For those who have been following along with the Seahawks Draft Board this year, you’ll know a section has been added on prospects connected to the Seattle Seahawks. That could be top-30 visits, local visits, workouts or a pro day connection.
We’re now a month away from the final day of the 2019 NFL Draft. Over the last week, reported visits and interest has begun to ramp up. A visit could be for any reason, be it a smokescreen, interest in the prospect’s teammate, or legitimate interest. Last year, I had the names of 25/30 top-30 visits. Of those 25, five ended up in Seattle in some capacity: Alex McGough, Jacob Pugh, Poona Ford, Khalid Hill and Simeon Thomas.
With that in mind, let’s see where we’re at a month out from the draft, plus some odds and ends:
To this point, there are five top-30 visits reported for the Seahawks. Of those five, two fit into Seattle’s athletic profile and appear on the Seahawks Draft Board.
Parris Campbell (WR, Ohio State)
Campbell is a tremendous athlete who has a similar body type to a pair of former Seattle receivers, Golden Tate and Percy Harvin. He’s built solidly, and his frame lends itself to a gadget player role, meaning he’ll carve out a place for himself within an offense even as he refines his game. That refinement in Campbell’s game will be necessary, but he possesses the skill set Pete Carroll remains fascinated by.
L.J. Collier (EDGE, TCU)
The Seahawks have clearly defined thresholds at EDGE, and Collier meets one—broad jump. His agility tests (three cone and short shuttle) were awful (23rd and 12th percentile), and he is highly unlikely to be a target. (In Collier’s defense, he wins with power—not agility or flexibility.) It’s worth noting that two of Collier’s teammates, Ben Banogu and Ty Summers, do fit Seattle’s mold at EDGE and linebacker respectively.
Dre Greenlaw (LB, Arkansas)
While digging into the linebacker class earlier this month, I reached out to a Razorbacks beat writer to try and get Greenlaw’s testing numbers. The results, like Collier, were simply not Seahawk-y. He only meets Seattle’s weight threshold, and his explosiveness—highly valued by the Seahawks at the position—falls short by quite a bit. One of the surest tacklers in college football is unlikely to land in Seattle.
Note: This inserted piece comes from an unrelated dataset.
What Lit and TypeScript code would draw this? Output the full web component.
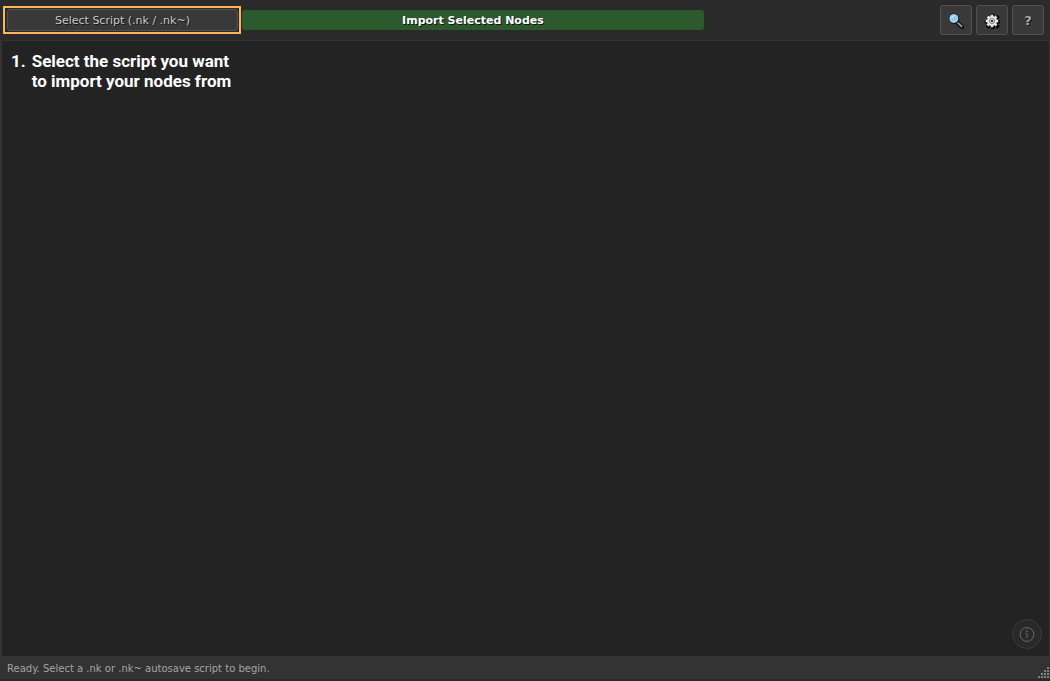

Darnell Savage Jr (S, Maryland)
An explosive athlete who is a joy to watch, Savage is undersized compared to the safeties drafted by the Seahawks previously. There is reason to believe he could fit in Seattle, but it would require a fairly drastic shift in scheme from Carroll—unlikely at this stage in his coaching career.
Jace Sternberger (TE, Texas A&M)
After barely seeing the field during two seasons at Kansas, Sternberger transferred to the Aggies and enjoyed a great 2018, posting 17.3 yards per reception on 48 catches, with 10 touchdowns. Sternberger isn’t a special athlete, but the Seahawks don’t generally target particularly athletic tight ends. Likely a late day two or early day three selection, Sternberger would require a fairly high investment.
Odds and Ends
As the draft inches closer, we’ll start to hear of Seattle’s brass traveling to workout prospects, like they did in 2018 with Dallas Goedert, Christian Kirk, Kyle Allen and others. For now, here’s what we have:
Drew Lewis (LB, Colorado)
A linebacker who checks most of the Seahawks’ boxes at the position reportedly spent time with Seattle at his pro day.
Justin Hollins (LB/EDGE, Oregon)
Connor Strachan (LB, Boston College)
Saivion Smith (CB, Alabama)
Draft connections began to heat up last week, and that will only grow over the next month in the lead up to the 2019 NFL Draft. By the time the draft arrives, we should expect to have the names of upwards of 45-50 prospects connected to the Seahawks in some capacity. It’s just getting started.